The report mentions that the share of India’s Buddhist population has grown from 0.05 percent to 0.81 percent, but skips the percentage increase – nearly 1,600 percent, per this methodology – for the community.

However, the report has been criticised by experts who said that the data was not released by an authentic database.

Meanwhile, the National Family Health Survey-5 released in 2022 found that the fertility rate among Muslims has seen the sharpest decline among all religious communities over the past two decades.

The Population Foundation of India also noted that “the decadal growth rate for Muslims had decreased from 32.9% in 1981-1991 to 24.6% in 2001-2011. This decline is more pronounced than that of Hindus, whose growth rate fell from 22.7% to 16.8% over the same period.”

This idea has been quashed by experts who said that from the statistics point of view, the idea that Muslims will surpass the Hindu population is bogus.

“I have spoken to professors who have worked on such issues and they have said it is all nonsense. It feels like they just want to drive Muslims to the ground,” Hameed said.

She went on to say that she is a proud Muslim. “I don’t wear a hijab but I am a practicing Muslim and I am proud to be one. These films do not show reality, but lie,” Hameed added.

Farooqui on the issue of the film said that this is a political issue and should be looked like one as well. “The only solution to this issue is political. Law and order intervention is also required,” he added.
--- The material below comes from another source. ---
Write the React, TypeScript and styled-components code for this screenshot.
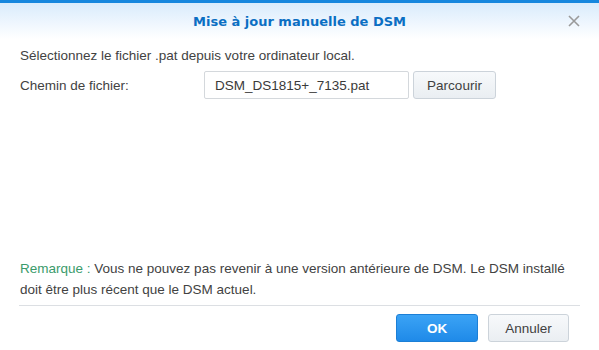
import React from 'react';
import styled, {createGlobalStyle} from 'styled-components';

const GlobalStyle = createGlobalStyle`
  html, body {
    margin: 0;
    padding: 0;
    background: #ffffff;
  }
  body {
    font-family: "Liberation Sans", Arial, sans-serif;
  }
`

const Dialog = styled.div`
  width: 599px;
  height: 350px;
  display: flex;
  flex-direction: column;
  background: #ffffff;
  border-top: 3px solid #1687de;
  box-sizing: border-box;
  overflow: hidden;
`

const Header = styled.div`
  height: 36px;
  display: flex;
  align-items: center;
  justify-content: center;
  position: relative;
  background: linear-gradient(to bottom, #d9ecfc 0%, #eef6fe 55%, #ffffff 100%);
`

const Title = styled.div`
  font-family: "DejaVu Sans", Verdana, sans-serif;
  font-weight: bold;
  font-size: 13px;
  color: #0b6fc3;
  margin-top: 1px;
`

const CloseButton = styled.button`
  position: absolute;
  right: 19px;
  top: 12px;
  width: 12px;
  height: 12px;
  padding: 0;
  border: none;
  background: transparent;
  display: flex;
`

const Body = styled.div`
  flex: 1;
  padding: 7px 20px 0 20px;
  display: flex;
  flex-direction: column;
`

const Intro = styled.div`
  font-size: 13.5px;
  line-height: 20px;
  color: #424242;
`

const FieldRow = styled.div`
  display: flex;
  align-items: center;
  margin-top: 5px;
`

const FieldLabel = styled.label`
  width: 184px;
  font-size: 13.5px;
  color: #424242;
`

const TextInput = styled.div`
  width: 205px;
  height: 28px;
  box-sizing: border-box;
  border: 1px solid #d4d8dc;
  border-radius: 2px;
  padding: 0 10px;
  display: flex;
  align-items: center;
  font-size: 13.5px;
  color: #3a3a3a;
`

const Button = styled.button<{ $primary?: boolean; $width: number }>`
  width: ${(p) => p.$width}px;
  height: 28px;
  box-sizing: border-box;
  border-radius: 3px;
  font-family: "Liberation Sans", Arial, sans-serif;
  font-size: 13.5px;
  cursor: pointer;
  border: 1px solid ${(p) => (p.$primary ? '#1c7fd6' : '#ccd3da')};
  background: ${(p) => (p.$primary
          ? 'linear-gradient(to bottom, #3ba3f5, #1f8ae8)'
          : 'linear-gradient(to bottom, #f7f9fb, #eaeef2)')};
  color: ${(p) => (p.$primary ? '#ffffff' : '#3f3f3f')};
  font-weight: ${(p) => (p.$primary ? 'bold' : 'normal')};
`

const BrowseButton = styled(Button)`
  margin-left: 4px;
`

const Note = styled.div`
  margin-top: auto;
  font-size: 13.5px;
  line-height: 21px;
  color: #424242;
`

const NoteLabel = styled.span`
  color: #3a9b6b;
`

const Footer = styled.div`
  margin: 5px 19px 0 19px;
  border-top: 1px solid #dcdfe3;
  padding: 8px 11px 8px 0;
  display: flex;
  justify-content: flex-end;
  gap: 10px;
`

export default function App() {
    return (
        <>
            <GlobalStyle/>
            <Dialog>
                <Header>
                    <Title>Mise à jour manuelle de DSM</Title>
                    <CloseButton aria-label="Fermer">
                        <svg width="12" height="12" viewBox="0 0 12 12">
                            <path d="M1 1 L11 11 M11 1 L1 11" stroke="#9a9a9a" strokeWidth="1.6"/>
                        </svg>
                    </CloseButton>
                </Header>
                <Body>
                    <Intro>Sélectionnez le fichier .pat depuis votre ordinateur local.</Intro>
                    <FieldRow>
                        <FieldLabel>Chemin de fichier:</FieldLabel>
                        <TextInput>DSM_DS1815+_7135.pat</TextInput>
                        <BrowseButton $width={83}>Parcourir</BrowseButton>
                    </FieldRow>
                    <Note>
                        <NoteLabel>Remarque :</NoteLabel> Vous ne pouvez pas revenir à une version antérieure de DSM. Le DSM installé doit être plus récent que le DSM actuel.
                    </Note>
                </Body>
                <Footer>
                    <Button $primary $width={82}>OK</Button>
                    <Button $width={81}>Annuler</Button>
                </Footer>
            </Dialog>
        </>
    )
}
The film’s trailer has also created an outrage on social media with netizens saying this is another hate propaganda against Muslims.

Meanwhile, actor Kapoor while addressing the backlash against the film told ANI “Nobody has watched the film but our actors are being given life threats, abuse and criticism.

“The film has been passed by the Censor Board. Opposing something in democracy is a right but issuing life threats and rape threats should not be allowed.

“There should be punishment for this. Watch the film first and then form an opinion. The film talks about motherhood, about population.”

The movie is set to release on the big screen on June 7.